TASK INPUTS:
===

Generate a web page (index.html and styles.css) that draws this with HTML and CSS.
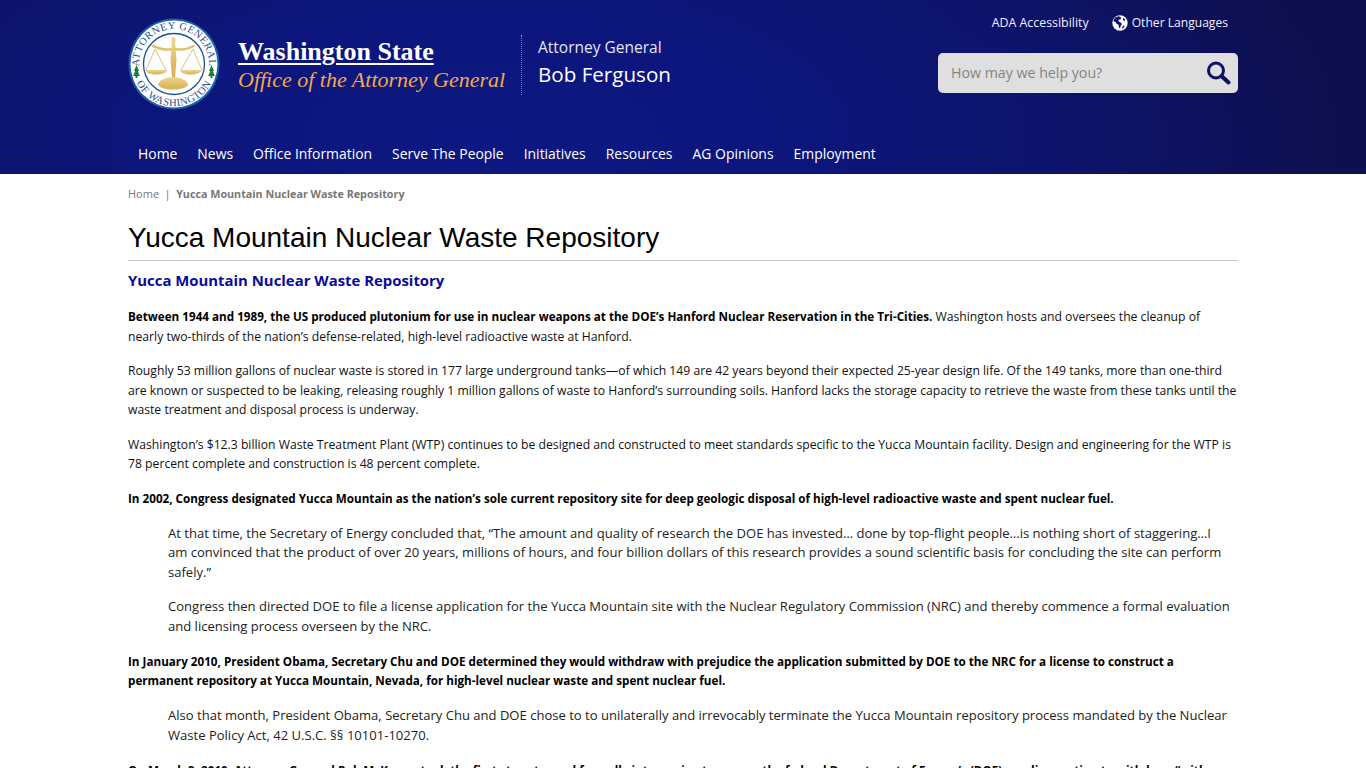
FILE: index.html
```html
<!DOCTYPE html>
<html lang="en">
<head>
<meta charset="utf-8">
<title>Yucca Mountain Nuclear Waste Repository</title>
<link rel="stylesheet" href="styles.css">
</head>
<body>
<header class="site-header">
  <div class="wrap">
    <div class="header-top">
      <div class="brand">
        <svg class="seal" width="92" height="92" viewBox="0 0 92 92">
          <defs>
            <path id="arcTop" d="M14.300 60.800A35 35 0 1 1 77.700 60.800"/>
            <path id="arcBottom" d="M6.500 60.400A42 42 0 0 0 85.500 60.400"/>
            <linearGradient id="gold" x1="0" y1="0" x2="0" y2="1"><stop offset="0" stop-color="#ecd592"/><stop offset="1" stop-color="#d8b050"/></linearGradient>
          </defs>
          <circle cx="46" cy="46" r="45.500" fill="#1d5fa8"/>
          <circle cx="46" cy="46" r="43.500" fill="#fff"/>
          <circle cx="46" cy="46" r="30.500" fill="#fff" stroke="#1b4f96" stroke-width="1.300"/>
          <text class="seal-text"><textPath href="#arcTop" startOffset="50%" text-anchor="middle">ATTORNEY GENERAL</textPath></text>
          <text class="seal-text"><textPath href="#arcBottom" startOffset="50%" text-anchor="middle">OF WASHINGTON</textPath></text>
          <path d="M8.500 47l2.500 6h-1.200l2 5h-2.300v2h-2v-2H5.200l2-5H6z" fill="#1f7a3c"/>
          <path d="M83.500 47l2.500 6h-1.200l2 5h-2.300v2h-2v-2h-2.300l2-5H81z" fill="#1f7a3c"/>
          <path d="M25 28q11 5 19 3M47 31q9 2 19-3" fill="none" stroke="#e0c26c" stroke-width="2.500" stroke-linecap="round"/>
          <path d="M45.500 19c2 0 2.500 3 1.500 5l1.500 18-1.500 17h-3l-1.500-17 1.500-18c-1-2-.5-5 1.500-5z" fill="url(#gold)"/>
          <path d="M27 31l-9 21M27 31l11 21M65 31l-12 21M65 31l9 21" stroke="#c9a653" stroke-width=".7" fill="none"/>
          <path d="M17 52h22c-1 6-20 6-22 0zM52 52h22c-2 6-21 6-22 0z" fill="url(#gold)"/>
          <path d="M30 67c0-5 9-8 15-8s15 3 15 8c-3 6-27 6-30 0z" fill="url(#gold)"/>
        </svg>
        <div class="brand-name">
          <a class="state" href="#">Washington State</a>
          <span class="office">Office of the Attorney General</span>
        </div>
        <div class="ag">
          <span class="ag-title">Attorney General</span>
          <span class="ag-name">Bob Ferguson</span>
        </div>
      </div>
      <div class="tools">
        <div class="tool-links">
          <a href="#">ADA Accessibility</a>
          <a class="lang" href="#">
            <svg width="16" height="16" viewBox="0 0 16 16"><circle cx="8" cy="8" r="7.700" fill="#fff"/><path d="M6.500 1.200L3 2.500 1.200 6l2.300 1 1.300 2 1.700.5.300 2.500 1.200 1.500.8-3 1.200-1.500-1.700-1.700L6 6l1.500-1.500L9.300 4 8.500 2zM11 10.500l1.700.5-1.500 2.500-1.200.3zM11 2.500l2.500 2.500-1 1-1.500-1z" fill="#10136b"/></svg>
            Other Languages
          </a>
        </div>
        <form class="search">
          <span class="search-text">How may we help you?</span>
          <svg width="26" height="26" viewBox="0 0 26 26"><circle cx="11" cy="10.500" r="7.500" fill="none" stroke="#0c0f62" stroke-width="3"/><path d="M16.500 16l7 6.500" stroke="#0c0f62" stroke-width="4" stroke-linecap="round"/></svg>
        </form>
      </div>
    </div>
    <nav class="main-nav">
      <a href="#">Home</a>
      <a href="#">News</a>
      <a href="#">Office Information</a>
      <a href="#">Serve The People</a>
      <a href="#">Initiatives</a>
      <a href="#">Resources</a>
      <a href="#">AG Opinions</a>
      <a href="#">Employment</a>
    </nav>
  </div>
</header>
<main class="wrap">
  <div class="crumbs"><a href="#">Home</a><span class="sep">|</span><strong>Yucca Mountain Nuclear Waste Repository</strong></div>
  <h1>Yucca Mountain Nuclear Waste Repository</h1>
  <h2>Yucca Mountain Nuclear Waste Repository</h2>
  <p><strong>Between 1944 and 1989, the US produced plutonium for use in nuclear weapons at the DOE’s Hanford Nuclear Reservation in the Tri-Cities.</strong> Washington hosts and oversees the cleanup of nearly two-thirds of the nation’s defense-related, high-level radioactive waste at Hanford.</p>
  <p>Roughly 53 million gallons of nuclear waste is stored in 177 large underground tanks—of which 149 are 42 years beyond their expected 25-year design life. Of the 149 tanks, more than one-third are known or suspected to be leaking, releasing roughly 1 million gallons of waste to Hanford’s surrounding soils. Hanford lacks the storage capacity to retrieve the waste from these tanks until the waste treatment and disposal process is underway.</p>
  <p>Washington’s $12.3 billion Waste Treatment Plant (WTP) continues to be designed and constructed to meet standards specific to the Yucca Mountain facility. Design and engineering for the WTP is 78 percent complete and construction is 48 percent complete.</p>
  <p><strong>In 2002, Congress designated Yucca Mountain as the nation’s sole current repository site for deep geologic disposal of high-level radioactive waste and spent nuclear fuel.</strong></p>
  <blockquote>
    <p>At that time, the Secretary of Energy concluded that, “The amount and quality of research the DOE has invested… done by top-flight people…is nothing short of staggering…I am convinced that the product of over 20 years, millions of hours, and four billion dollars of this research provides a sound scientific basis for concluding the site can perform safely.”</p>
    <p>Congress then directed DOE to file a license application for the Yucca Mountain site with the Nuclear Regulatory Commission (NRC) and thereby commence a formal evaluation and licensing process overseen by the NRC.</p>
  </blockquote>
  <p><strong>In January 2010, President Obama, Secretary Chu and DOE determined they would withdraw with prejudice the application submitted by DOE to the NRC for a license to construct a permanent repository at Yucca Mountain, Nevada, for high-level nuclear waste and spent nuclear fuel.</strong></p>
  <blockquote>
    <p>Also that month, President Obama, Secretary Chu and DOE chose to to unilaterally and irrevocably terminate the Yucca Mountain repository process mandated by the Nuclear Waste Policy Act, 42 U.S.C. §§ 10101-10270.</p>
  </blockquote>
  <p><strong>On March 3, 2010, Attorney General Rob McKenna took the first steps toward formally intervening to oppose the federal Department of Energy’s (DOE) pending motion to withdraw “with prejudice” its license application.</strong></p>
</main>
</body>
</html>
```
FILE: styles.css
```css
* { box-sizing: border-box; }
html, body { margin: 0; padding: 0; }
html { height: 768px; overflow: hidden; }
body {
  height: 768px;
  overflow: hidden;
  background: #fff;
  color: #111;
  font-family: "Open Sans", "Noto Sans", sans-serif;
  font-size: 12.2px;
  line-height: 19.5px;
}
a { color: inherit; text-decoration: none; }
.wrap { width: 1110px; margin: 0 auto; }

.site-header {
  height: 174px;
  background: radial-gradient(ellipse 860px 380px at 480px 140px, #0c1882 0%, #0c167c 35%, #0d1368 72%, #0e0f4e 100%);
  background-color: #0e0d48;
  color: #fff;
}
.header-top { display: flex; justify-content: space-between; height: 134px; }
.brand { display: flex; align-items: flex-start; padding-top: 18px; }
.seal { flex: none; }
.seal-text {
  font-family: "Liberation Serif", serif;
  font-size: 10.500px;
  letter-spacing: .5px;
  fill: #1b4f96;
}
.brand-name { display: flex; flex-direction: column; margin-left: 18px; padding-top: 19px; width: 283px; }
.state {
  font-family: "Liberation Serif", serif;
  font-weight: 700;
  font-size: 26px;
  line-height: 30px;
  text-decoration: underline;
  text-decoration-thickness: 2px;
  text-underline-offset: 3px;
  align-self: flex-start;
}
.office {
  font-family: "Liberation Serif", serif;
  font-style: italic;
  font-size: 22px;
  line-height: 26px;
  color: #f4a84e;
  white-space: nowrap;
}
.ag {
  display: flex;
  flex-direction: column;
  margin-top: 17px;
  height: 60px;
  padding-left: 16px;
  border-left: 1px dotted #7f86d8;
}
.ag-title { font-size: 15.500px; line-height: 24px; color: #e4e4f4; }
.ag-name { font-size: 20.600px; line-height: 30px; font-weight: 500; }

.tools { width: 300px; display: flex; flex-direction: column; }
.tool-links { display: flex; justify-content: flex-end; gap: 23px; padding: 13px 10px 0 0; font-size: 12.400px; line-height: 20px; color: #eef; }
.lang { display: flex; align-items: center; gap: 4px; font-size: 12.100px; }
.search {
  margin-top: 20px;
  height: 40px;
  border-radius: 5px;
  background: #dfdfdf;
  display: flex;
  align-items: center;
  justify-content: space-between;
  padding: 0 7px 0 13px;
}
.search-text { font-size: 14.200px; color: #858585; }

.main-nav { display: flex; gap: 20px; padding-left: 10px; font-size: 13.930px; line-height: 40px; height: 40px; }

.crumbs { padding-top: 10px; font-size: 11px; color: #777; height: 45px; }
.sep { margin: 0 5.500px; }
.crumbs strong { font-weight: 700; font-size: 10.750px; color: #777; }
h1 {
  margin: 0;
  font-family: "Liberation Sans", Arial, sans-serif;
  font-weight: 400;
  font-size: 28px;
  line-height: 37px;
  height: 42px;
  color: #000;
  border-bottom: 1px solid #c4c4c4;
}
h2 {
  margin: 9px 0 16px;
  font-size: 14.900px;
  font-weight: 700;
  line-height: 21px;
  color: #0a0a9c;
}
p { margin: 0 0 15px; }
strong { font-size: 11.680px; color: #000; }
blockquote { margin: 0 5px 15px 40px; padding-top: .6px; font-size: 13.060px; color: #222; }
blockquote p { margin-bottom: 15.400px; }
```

===

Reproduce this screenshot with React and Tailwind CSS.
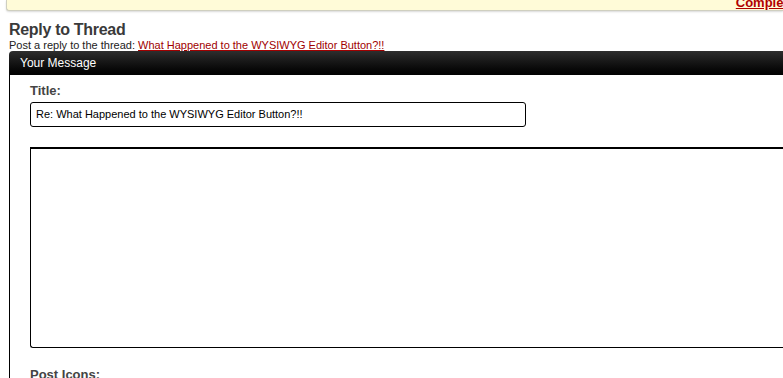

===

TASK DIRECTIONS: Which lines include the word "that"? Copy every one of them.

FINISHED EXERCISE:
Generate a web page (index.html and styles.css) that draws this with HTML and CSS.
    <p>At that time, the Secretary of Energy concluded that, “The amount and quality of research the DOE has invested… done by top-flight people…is nothing short of staggering…I am convinced that the product of over 20 years, millions of hours, and four billion dollars of this research provides a sound scientific basis for concluding the site can perform safely.”</p>
    <p>Also that month, President Obama, Secretary Chu and DOE chose to to unilaterally and irrevocably terminate the Yucca Mountain repository process mandated by the Nuclear Waste Policy Act, 42 U.S.C. §§ 10101-10270.</p>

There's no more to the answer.